RM: Traditionally, art conservators focus their efforts on saving artworks from harm (light, poor climate, etc). Or they are charged with restoring artworks to some kind of authentic state of representation. Having an artwork that has a performative aspect isn’t something that we’re really accustomed to dealing with. It requires a new kind of thinking–and, really, it’s at this point when the words conservation, preservation, and restoration all become inaccurate in some way.

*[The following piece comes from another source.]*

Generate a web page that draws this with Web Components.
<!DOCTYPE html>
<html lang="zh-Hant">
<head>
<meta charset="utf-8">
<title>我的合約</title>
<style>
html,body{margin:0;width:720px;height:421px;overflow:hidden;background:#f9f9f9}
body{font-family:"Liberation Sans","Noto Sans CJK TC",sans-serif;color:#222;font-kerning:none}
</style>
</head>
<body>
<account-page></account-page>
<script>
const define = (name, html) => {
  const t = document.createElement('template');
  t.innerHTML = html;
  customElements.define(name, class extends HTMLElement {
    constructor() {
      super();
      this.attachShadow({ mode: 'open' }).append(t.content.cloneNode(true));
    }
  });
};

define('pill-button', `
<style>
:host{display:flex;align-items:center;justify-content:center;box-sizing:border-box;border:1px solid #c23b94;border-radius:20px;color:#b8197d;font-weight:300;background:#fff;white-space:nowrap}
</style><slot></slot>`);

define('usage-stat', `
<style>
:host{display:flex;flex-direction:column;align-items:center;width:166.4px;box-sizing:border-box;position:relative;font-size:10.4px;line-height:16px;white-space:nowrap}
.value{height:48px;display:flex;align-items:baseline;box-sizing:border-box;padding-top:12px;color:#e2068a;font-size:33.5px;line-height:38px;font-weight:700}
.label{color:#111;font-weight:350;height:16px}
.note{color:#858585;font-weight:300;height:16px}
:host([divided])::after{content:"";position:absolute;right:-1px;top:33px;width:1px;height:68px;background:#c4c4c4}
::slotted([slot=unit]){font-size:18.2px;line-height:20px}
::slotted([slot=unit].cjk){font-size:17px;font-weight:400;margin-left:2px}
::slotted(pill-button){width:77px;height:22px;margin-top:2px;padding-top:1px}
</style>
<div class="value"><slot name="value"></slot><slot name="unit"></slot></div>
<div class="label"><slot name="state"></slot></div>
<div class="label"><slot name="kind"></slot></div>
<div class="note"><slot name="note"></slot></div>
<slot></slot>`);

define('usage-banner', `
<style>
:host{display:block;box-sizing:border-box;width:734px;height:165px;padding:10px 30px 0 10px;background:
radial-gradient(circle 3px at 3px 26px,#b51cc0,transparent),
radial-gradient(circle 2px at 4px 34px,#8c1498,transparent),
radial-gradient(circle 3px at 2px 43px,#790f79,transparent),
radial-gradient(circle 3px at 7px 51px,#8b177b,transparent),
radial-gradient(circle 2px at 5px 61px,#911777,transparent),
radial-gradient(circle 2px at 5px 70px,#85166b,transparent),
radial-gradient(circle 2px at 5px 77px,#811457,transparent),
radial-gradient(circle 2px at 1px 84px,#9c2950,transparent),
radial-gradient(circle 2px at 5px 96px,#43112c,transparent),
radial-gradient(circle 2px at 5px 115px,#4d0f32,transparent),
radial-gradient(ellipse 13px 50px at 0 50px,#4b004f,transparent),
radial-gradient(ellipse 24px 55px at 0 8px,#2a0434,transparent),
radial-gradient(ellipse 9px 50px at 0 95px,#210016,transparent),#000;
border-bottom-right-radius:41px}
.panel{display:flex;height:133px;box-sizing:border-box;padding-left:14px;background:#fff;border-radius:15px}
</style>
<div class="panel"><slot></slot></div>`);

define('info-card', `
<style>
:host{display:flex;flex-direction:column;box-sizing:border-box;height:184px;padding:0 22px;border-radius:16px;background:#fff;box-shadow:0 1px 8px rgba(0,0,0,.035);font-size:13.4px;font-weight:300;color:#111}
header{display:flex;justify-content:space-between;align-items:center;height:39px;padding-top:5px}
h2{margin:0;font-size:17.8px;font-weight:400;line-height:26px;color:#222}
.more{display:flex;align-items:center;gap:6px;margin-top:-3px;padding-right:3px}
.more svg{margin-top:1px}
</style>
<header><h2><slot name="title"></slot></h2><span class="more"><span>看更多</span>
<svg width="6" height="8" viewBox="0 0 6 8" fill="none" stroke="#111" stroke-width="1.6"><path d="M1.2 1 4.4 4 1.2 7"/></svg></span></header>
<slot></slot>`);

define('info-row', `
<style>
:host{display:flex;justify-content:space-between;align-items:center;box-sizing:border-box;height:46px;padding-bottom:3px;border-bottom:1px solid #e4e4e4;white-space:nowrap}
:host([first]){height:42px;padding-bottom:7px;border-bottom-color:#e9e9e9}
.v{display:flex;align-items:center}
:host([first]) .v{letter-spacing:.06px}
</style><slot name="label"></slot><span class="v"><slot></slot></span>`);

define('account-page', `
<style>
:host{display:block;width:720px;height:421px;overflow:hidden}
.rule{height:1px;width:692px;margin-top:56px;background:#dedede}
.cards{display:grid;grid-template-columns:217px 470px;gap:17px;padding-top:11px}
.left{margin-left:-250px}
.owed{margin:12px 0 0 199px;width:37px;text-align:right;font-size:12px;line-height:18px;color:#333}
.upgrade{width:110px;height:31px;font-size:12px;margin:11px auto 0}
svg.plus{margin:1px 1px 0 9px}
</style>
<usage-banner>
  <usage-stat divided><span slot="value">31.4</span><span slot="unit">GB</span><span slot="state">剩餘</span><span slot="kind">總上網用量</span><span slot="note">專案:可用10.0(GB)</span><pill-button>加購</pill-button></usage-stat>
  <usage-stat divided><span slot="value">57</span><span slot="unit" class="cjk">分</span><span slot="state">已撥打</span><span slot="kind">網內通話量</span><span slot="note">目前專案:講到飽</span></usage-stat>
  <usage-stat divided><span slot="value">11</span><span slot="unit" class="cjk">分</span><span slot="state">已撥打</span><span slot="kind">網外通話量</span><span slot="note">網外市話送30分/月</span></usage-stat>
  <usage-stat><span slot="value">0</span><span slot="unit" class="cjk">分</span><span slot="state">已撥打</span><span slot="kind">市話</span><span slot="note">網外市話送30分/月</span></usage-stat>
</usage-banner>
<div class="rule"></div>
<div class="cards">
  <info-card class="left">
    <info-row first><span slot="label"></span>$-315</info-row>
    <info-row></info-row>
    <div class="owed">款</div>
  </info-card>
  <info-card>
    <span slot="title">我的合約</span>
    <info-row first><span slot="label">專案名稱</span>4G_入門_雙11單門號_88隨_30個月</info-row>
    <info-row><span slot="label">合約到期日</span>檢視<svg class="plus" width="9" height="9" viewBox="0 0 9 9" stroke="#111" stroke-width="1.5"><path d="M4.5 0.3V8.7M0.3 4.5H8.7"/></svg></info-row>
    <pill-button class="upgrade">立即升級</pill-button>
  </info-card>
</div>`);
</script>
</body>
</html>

Works like Allison Smith’s really challenge me to understand not only what my role is alongside the artwork, but also to understand what the artwork is and can be. But no matter what kind of project an art conservator is working on, I think the first step is to understand what it is and from where it came. This goes for everything from archeological finds to artworks being made today. Only then then can we deal with how to display it.
Also, and I may not be a “real conservator” to say this, but I’m really okay with some artworks going away forever, and also okay with some artworks evolving and changing inside the institution. I think this is just being honest and understanding that not everything is here forever.
I think this is such a great question to end on, and I want to leave it open for others to consider.